**Requirements:**
Count the lines below that contain "image". Give only the number.

**Records supplied:**
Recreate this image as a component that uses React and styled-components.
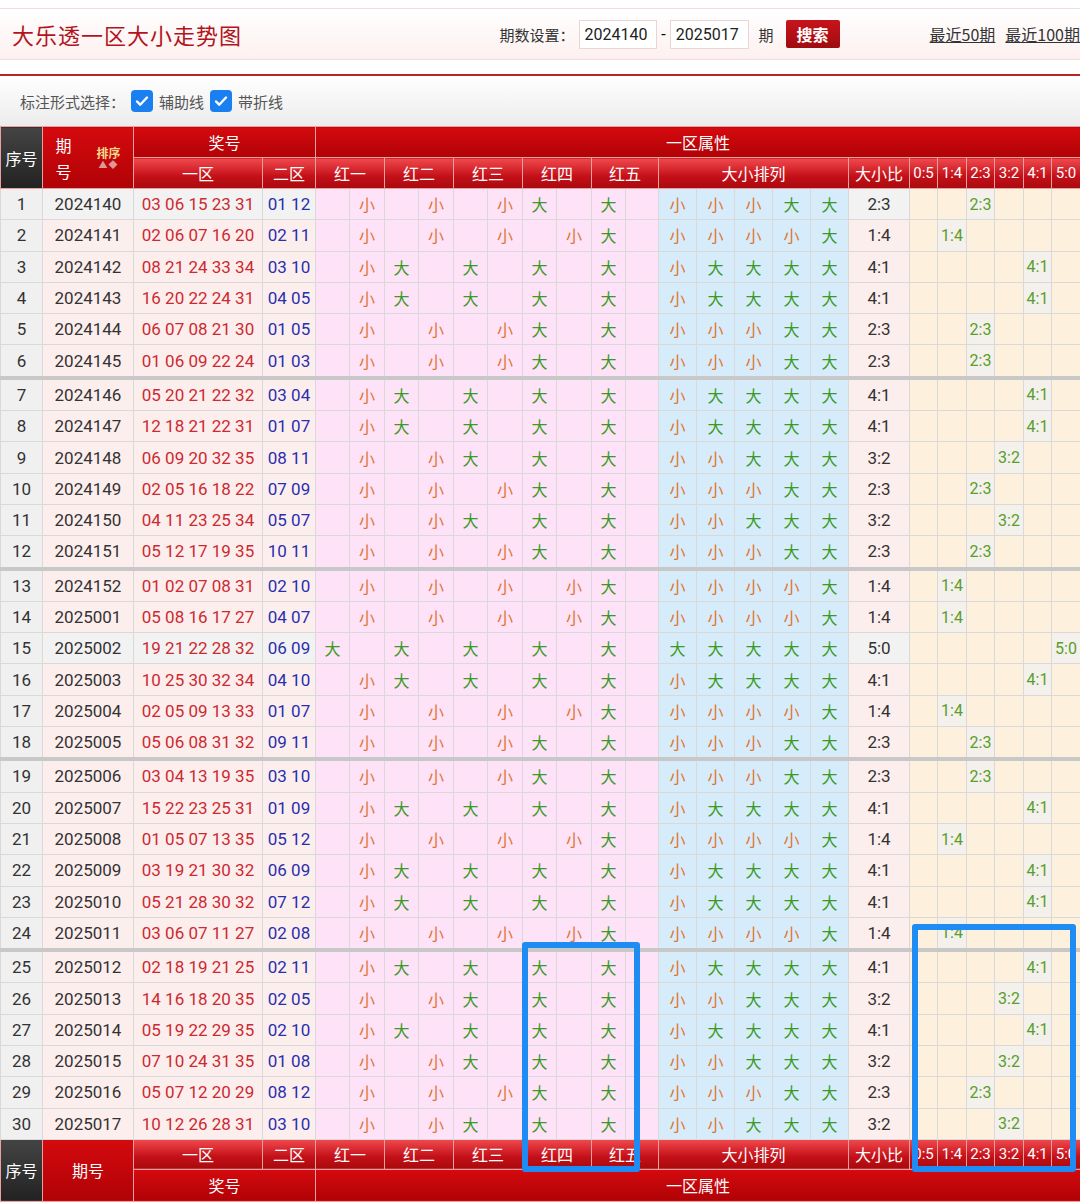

...

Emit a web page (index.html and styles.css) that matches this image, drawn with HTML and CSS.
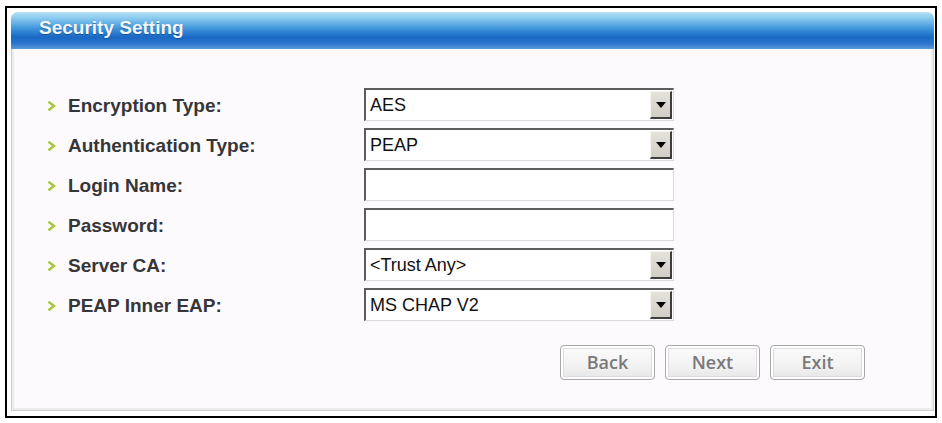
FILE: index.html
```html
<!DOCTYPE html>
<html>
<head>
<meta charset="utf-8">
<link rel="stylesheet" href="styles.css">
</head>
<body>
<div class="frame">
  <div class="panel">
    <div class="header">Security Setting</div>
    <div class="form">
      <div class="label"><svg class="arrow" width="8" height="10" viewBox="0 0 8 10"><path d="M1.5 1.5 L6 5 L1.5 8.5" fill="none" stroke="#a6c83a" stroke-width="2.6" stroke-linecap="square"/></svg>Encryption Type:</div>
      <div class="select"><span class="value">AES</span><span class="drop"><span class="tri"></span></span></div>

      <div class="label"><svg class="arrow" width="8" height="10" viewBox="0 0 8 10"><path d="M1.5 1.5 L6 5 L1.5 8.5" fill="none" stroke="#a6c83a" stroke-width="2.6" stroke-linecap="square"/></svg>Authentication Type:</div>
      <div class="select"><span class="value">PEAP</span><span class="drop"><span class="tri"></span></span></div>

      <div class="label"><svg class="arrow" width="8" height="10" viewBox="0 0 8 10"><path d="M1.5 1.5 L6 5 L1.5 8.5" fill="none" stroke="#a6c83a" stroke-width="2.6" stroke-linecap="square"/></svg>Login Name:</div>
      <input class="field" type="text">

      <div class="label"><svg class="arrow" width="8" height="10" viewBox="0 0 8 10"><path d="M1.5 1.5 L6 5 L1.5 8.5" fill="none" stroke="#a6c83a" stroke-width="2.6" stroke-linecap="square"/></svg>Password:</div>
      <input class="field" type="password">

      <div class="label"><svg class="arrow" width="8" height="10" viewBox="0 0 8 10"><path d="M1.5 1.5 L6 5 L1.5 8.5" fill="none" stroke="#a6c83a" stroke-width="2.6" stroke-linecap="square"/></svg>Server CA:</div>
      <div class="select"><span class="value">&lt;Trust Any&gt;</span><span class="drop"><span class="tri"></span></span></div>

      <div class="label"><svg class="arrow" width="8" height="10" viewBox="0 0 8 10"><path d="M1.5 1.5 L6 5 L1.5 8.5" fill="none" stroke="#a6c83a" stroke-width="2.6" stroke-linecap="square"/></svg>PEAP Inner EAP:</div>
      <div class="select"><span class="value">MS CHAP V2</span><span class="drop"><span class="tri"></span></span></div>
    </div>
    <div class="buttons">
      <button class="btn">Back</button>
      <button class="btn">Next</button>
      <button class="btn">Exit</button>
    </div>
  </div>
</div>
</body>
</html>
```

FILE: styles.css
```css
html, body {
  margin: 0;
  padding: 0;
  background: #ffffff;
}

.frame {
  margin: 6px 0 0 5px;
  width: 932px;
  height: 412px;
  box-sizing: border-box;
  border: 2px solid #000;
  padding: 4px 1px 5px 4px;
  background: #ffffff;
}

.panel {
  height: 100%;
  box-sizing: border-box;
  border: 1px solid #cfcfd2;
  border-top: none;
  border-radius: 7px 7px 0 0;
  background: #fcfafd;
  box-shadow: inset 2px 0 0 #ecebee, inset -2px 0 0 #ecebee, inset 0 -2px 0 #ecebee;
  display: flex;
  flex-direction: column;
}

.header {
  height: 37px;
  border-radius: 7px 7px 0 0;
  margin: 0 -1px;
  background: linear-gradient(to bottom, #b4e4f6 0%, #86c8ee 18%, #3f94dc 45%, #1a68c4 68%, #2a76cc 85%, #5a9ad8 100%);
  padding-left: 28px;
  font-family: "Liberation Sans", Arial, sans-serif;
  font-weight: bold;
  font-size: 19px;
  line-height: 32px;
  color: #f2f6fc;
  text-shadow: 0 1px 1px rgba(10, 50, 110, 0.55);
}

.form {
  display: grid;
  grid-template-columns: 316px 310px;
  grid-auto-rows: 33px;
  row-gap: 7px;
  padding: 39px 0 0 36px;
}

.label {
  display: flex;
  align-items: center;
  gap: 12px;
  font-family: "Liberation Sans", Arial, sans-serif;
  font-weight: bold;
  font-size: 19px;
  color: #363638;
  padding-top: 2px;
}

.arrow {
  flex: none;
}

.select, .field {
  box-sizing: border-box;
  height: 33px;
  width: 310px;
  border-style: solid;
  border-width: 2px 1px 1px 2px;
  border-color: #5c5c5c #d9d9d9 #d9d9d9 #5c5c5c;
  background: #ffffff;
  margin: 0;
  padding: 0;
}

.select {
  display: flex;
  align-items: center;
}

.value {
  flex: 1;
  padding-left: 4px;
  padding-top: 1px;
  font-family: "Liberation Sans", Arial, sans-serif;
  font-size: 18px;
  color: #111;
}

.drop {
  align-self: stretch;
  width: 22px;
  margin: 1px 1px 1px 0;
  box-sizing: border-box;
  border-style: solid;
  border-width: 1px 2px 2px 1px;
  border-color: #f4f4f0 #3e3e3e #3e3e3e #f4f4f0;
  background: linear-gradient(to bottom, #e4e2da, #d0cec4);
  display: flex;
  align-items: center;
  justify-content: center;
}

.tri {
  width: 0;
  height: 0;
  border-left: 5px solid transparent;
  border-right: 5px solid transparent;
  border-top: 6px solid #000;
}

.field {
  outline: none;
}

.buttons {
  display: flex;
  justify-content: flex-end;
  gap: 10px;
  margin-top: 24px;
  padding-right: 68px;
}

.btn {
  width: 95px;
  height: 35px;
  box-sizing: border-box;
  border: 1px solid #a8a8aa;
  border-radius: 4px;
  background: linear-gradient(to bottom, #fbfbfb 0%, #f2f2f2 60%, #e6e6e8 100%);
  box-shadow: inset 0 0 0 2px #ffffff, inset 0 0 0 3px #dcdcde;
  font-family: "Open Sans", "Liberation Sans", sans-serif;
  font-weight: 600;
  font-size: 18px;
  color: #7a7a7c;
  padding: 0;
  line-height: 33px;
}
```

**Answer to this task:**
2